→ **Given task**
Say how many lines in the data below contain the word "index", and give no other text.

→ **Dataset section**
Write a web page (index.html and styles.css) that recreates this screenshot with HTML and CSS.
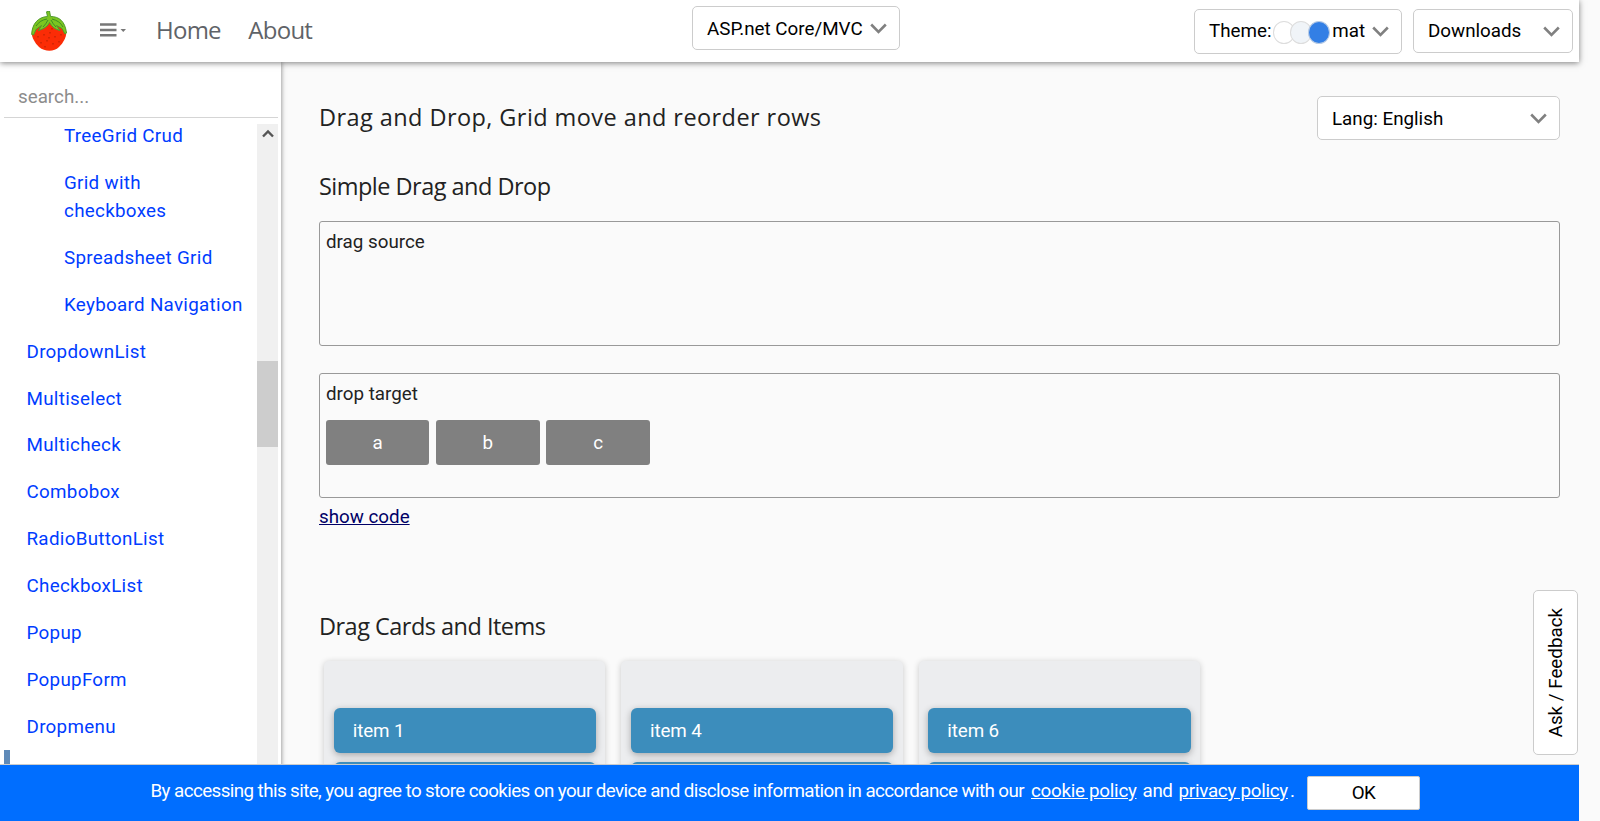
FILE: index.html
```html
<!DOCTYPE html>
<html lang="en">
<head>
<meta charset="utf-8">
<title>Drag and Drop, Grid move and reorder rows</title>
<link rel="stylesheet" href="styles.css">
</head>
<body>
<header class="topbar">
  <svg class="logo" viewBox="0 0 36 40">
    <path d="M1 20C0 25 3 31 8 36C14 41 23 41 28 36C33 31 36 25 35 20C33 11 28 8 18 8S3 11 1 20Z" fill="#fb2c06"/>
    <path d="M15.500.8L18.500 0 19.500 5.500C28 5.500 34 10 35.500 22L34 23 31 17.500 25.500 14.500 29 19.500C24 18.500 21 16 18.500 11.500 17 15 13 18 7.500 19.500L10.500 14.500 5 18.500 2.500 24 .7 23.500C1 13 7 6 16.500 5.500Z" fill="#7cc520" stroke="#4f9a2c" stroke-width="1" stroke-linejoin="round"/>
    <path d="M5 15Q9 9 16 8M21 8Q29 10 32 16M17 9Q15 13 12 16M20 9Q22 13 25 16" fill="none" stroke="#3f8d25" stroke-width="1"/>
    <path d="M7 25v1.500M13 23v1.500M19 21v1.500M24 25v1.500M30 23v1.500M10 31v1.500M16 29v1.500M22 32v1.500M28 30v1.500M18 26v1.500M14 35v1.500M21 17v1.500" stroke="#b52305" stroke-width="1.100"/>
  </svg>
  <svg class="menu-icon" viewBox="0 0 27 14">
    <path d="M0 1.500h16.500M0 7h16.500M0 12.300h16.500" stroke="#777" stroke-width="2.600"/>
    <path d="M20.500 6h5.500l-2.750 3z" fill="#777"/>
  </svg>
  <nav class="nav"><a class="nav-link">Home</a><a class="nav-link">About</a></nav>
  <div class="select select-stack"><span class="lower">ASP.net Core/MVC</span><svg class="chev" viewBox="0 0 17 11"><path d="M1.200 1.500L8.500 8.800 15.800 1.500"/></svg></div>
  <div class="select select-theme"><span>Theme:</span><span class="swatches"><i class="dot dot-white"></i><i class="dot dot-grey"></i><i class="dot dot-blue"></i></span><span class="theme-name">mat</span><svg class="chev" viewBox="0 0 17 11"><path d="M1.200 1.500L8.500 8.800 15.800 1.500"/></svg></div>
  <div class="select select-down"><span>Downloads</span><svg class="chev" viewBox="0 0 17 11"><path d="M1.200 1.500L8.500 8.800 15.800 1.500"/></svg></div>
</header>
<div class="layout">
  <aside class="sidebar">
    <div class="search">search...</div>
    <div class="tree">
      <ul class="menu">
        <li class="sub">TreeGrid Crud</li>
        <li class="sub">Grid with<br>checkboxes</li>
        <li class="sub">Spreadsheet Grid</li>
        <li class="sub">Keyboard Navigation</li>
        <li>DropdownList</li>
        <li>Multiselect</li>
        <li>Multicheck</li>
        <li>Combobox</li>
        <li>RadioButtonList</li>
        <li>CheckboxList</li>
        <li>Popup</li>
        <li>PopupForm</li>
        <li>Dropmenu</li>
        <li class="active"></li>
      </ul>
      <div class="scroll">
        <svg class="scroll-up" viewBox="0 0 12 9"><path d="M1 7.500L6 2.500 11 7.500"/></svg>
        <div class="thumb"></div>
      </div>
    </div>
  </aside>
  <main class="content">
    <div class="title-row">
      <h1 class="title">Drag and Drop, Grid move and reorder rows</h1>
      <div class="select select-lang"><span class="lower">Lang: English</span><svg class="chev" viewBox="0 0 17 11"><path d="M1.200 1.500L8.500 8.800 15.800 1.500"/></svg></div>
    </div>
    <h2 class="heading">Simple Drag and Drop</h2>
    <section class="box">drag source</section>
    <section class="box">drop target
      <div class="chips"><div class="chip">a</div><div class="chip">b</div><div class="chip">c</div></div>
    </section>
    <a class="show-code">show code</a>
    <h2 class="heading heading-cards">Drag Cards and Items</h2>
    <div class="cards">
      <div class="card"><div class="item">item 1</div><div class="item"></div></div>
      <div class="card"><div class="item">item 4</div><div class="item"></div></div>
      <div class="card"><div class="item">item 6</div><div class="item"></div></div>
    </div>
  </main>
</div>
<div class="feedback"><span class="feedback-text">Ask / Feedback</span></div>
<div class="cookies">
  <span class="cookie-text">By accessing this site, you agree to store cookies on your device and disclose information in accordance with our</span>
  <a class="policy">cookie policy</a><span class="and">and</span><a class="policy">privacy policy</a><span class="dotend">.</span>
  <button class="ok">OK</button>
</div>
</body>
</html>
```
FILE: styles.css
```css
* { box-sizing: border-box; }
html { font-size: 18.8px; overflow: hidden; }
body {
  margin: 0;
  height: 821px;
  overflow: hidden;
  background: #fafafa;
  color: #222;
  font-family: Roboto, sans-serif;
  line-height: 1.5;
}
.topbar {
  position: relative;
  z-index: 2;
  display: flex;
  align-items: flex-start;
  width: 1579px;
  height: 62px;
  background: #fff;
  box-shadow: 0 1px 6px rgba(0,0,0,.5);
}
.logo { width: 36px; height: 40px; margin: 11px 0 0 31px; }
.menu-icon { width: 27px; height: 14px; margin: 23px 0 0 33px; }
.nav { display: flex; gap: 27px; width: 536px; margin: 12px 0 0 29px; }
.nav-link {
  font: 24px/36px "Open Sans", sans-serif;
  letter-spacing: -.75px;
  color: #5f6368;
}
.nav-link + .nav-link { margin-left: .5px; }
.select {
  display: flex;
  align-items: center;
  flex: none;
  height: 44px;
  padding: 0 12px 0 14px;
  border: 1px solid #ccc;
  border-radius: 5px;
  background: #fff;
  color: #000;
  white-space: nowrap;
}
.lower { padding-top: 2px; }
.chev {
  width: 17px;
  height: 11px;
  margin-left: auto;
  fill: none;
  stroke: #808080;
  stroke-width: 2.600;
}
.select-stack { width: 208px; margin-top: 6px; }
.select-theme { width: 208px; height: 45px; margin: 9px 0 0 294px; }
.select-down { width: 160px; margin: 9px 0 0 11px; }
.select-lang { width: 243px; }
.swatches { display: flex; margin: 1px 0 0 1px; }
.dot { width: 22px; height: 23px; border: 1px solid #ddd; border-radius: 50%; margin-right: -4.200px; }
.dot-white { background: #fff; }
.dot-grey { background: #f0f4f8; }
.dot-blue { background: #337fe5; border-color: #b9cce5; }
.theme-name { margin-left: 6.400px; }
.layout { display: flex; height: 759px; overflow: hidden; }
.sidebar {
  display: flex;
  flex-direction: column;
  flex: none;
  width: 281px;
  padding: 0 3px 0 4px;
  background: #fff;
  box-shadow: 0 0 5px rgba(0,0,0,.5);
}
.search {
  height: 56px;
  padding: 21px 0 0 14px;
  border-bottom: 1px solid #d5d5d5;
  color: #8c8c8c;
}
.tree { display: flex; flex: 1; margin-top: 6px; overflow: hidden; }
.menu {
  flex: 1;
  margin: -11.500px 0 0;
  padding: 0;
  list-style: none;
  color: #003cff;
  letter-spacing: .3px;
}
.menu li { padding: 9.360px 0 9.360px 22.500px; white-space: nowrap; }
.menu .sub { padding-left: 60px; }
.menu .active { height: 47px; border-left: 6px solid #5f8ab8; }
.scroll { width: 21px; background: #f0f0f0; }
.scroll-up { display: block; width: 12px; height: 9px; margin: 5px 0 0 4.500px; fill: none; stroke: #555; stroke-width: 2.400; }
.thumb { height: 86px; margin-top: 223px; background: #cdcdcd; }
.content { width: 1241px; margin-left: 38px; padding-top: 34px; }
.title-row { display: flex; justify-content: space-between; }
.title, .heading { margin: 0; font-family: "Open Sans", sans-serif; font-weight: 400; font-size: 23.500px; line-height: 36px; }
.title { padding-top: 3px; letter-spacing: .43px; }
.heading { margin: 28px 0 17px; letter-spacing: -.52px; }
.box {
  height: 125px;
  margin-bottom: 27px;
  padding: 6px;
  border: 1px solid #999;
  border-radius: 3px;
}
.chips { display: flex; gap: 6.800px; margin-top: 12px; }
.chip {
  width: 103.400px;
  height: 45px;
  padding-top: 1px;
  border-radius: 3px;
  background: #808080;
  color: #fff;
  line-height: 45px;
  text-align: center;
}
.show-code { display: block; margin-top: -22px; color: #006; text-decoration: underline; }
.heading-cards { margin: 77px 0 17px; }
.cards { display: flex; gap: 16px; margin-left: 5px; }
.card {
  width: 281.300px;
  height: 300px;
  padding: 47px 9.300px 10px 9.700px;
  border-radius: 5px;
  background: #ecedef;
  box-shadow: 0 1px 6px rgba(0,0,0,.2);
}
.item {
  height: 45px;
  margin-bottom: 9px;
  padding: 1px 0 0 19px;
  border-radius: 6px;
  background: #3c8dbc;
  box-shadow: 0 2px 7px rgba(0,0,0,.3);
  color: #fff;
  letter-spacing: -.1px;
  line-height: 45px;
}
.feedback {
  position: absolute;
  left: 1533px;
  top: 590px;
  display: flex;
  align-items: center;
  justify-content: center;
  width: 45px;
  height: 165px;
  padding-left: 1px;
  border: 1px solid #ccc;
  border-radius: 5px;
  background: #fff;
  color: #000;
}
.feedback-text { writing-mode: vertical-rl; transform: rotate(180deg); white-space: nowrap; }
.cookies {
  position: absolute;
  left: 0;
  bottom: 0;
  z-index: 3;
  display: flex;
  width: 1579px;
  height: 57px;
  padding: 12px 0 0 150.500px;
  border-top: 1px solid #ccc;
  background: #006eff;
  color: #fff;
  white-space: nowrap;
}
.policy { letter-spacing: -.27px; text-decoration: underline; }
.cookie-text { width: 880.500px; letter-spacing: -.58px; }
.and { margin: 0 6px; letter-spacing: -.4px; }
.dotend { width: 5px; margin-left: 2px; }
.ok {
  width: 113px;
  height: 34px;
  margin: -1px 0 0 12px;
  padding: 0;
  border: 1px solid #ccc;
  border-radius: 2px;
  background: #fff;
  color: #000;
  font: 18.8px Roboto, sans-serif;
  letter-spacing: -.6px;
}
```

→ **Written response**
4